Green with red is the oil pressure sender.
That's right. Maybe the wire for the tech was green and black. I don't remember for sure. But nonetheless it works now
I'm just curious, where was the black and purple wire plugged into?
Tim is there a way to simulate the signals to "bench" test the tach?
The black with purple stripe wire came to this plug on the relay board. You can also see the gray wire I spliced into it and ran over to the coil.
http://s304.photobucket.com/user/e065206/media/Our%20Cars/1972%20Porsche%20914/wire2.jpg.html
http://s304.photobucket.com/user/e065206/media/Our%20Cars/1972%20Porsche%20914/wire1.jpg.html
20 bucks in Radio Shack parts and a Iphone (or similar), yes you can. I built my own signal amplifier a few years back, and it still works great.

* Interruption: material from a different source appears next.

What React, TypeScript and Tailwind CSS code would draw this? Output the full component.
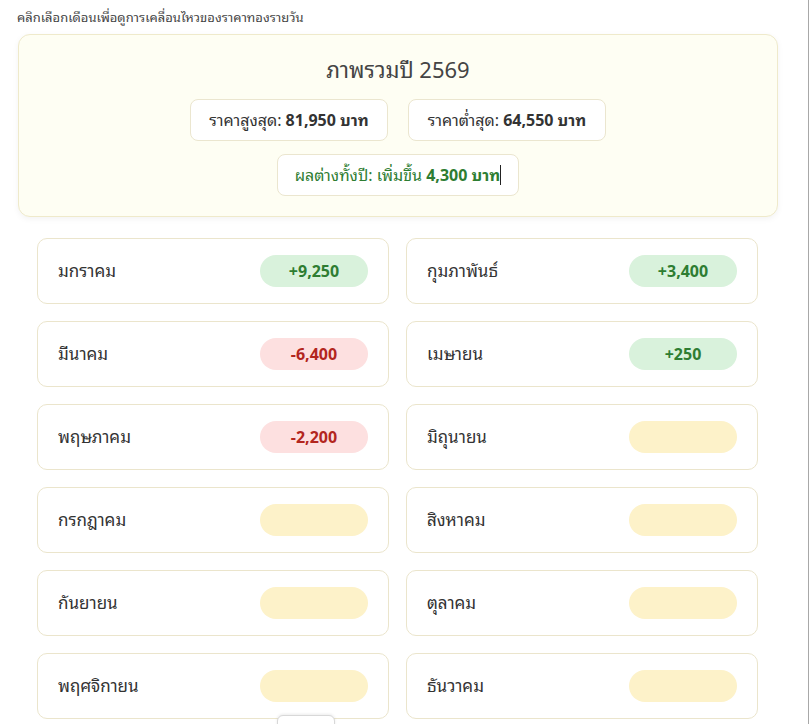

You need to amplify these following frequencies: 33.3, 66.6, 100, 133, 166, 200hz
Each frequency correlates to engine rpm. 33.3 hz is 1000 rpm, 66.6hz is 2000 rpm, 100hz is 3000 rpm and so on.
The iphone has many good apps that you can download which will simulate these frequencies, but the amplitude of these frequencies is the problem as you will only get 1.4 volts from your phone's headphone jack. The tachometer needs to see atleast 30 volts before it will start moving. Buying a few transformers and a very standard JAN2222a transistor, you can build a circuit that will amplify the 1.4 volts to around 60 volts, enough to drive the tachometer.
If you are interested, I can get you a schematic.
The black/purple stripe wire should enter on the 14 pin connector at pin 7. It continues thru the relay board and exits pin 5 of the 12 pin connector.
You should check the 12 pin connector on the relay board, if you take a peek you will see a black/purple stripe wire. Follow it, see where it goes.